Le tribunal de grande instance de Nanterre vient de reconnaître la responsabilité du laboratoire UCB Pharma dans le handicap d’un jeune homme en l’astreignant à verser 595.000€ de dommages et intérêts. Jusqu’en 1983, cette société pharmaceutique commercialisait un médicament particulièrement dangereux : le Distilbène. Encore aujourd’hui, ses effets indésirables continuent de sévir.
C’est une nouvelle victoire pour les victimes du Distilbène, médicament controversé qui n’est plus commercialisé depuis 1983. Ce jeudi 29 septembre, le TGI de Nanterre a condamné UCB Pharma – le laboratoire qui l’a mis au point – à 595.000€ de dommages et intérêts. L’essentiel de cette somme viendra indemniser Julien Le Cossec, un jeune polyhandicapé qui vient de fêter ses 18 ans. Il est une victime dite de « troisième génération » car c’est sa grand-mère qui a pris le médicament. Au soutien de leur décision, les juges ont retenu le rôle « indirect mais certain » du Distilbène dans les lésions motrices et psychiques qui frappent le jeune homme. Jean-Michel Joubert, le porte-parole du laboratoire, a laissé entendre que l’affaire ne serait pas portée en appel, affirmant que « UCB Pharma assumera ses responsabilités ».
Voilà plusieurs années que le Distilbène est au cœur d’un grave scandale médical. Prescrit aux femmes enceintes entre 1950 et 1970 pour limiter le risque de fausse couche, le médicament a en fait lourdement impacté les fœtus qui y ont été exposés. En juillet dernier, la revue médicale Prescrire rapportait les résultats d’une expérience menée sur des rongeurs pour affirmer que « l’exposition in utero au diéthylstilbestrol (l’hormone de synthèse contenue dans le Distilbène, ndlr) entraîne le risque d’effets épigénétiques transmis aux générations non exposées ». C’est ainsi que, en prescrivant du Distilbène à la grand-mère de Julien Le Cossec, une terrible chaîne de causalités a été déclenchée. D’abord parce que Sylvie Le Cossec, la mère de Julien, a développé une malformation utérine, et ensuite parce que cette anomalie a entraîné la naissance prématurée de son fils. Cette dernière est à l’origine des infirmités qui frappent Julien Le Cossec.
La décision de ce jeudi fait suite à une longue bataille judiciaire engagée il y a près de sept ans. Sylvie Le Cossec avait d’abord cherché à engager la responsabilité d’UCB Pharma quant à sa propre malformation utérine. Elle avait remporté son procès contre le laboratoire, où les juges avaient considéré que le médicament était la cause du dommage. Cette décision a été confirmée en appel durant le mois de mai dernier. La mère de famille avait alors attaqué une nouvelle fois le laboratoire pour que, cette fois-ci, il soit jugé responsable du handicap de son fils. Le jugement du 29 septembre lui a donné gain de cause.

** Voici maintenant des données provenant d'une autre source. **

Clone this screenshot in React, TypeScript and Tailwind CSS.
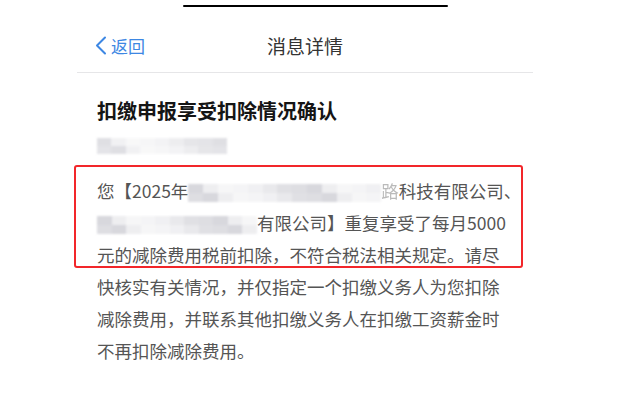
import { ReactNode } from "react";

const font = { fontFamily: '"Noto Sans CJK SC", "Noto Sans", sans-serif' };

// mosaic cells used to hide personal info, light to dark greys
const shades = [
  "bg-[#e9e9ec]",
  "bg-[#d6d6db]",
  "bg-[#f1f1f3]",
  "bg-[#cbcbd2]",
  "bg-[#e2e2e6]",
  "bg-[#f4f4f5]",
  "bg-[#d3d3d9]",
  "bg-[#ececef]",
];

function Mosaic({ cells, className }: { cells: number; className: string }) {
  return (
    <span className={`inline-flex flex-col align-middle overflow-hidden blur-[1px] ${className}`}>
      {[0, 1].map((row) => (
        <span key={row} className="flex flex-1">
          {Array.from({ length: cells }).map((_, i) => (
            <span key={i} className={`flex-1 ${shades[(i * 5 + row * 3 + 3) % shades.length]}`} />
          ))}
        </span>
      ))}
    </span>
  );
}

function Line({ children }: { children: ReactNode }) {
  return <div className="h-[32px] leading-[32px] whitespace-nowrap">{children}</div>;
}

export default function App() {
  return (
    <div className="w-[625px] h-[411px] bg-white overflow-hidden" style={font}>
      {/* top edge of the phone frame */}
      <div className="pt-[5px] pl-[183px]">
        <div className="w-[265px] h-[2px] rounded-full bg-black" />
      </div>

      {/* nav bar */}
      <div className="ml-[77px] w-[456px] h-[66px] border-b border-[#e6e6e8] relative flex items-center justify-center">
        <div className="absolute left-[17px] top-[29px] flex items-center gap-[4px] text-[#3d87e3]">
          <svg width="13" height="19" viewBox="0 0 13 19" fill="none">
            <path d="M11 1.5L3 9.5L11 17.5" stroke="currentColor" strokeWidth="2" strokeLinecap="round" strokeLinejoin="round" />
          </svg>
          <span className="text-[17px] leading-none">返回</span>
        </div>
        <span className="mt-[12px] text-[19px] leading-none text-[#333]">消息详情</span>
      </div>

      {/* message */}
      <div className="pl-[97px] pt-[26px]">
        <h1 className="text-[20px] font-bold leading-[24px] text-[#151515]">扣缴申报享受扣除情况确认</h1>
        <div className="mt-[8px] h-[16px]">
          <Mosaic cells={9} className="w-[130px] h-[16px] opacity-60" />
        </div>

        <div className="relative mt-[28px] text-[17.5px] text-[#555]">
          <Line>
            您【2025年
            <Mosaic cells={13} className="w-[193px] h-[18px] opacity-75" />
            <span className="opacity-40">路</span>科技有限公司、
          </Line>
          <Line>
            <Mosaic cells={11} className="w-[160px] h-[18px] opacity-75" />
            有限公司】重复享受了每月5000
          </Line>
          <Line>元的减除费用税前扣除，不符合税法相关规定。请尽</Line>
          <Line>快核实有关情况，并仅指定一个扣缴义务人为您扣除</Line>
          <Line>减除费用，并联系其他扣缴义务人在扣缴工资薪金时</Line>
          <Line>不再扣除减除费用。</Line>

          {/* red annotation drawn over the first three lines */}
          <div className="absolute left-[-23px] top-[-10px] w-[449px] h-[103px] border-2 border-[#f2262a] rounded-[3px] pointer-events-none" />
        </div>
      </div>
    </div>
  );
}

« Cette décision de justice est une victoire pour mon fils et pour toutes les victimes du Distilbène, a déclaré Sylvie Le Cossec après avoir eu connaissance du jugement. Elle va nous permettre, à moi et à mes proches, d’avancer vers une forme d’apaisement. » La mère de famille admet toutefois que rien ne pourra effacer les années de souffrance que lui a causé le Distilbène… Me François de Cambiaire, l’avocat d’UCB Pharma, a pour sa part estimé que la décision des juges « peut sembler logique d’un point de vue compassionnel ».
Durant les deux dernières décennies, une centaine d’affaires similaires à celle de Sylvie Le Cossec ont été jugées devant les tribunaux. En revanche, les affaires impliquant les membres de la troisième génération sont beaucoup plus rares… Julien n’est que le quatrième enfant né prématurément à avoir été judiciairement reconnu comme victime du Distilbène. Cette affaire encouragera peut-être d’autres familles ayant subi semblables sévices à engager une action en justice.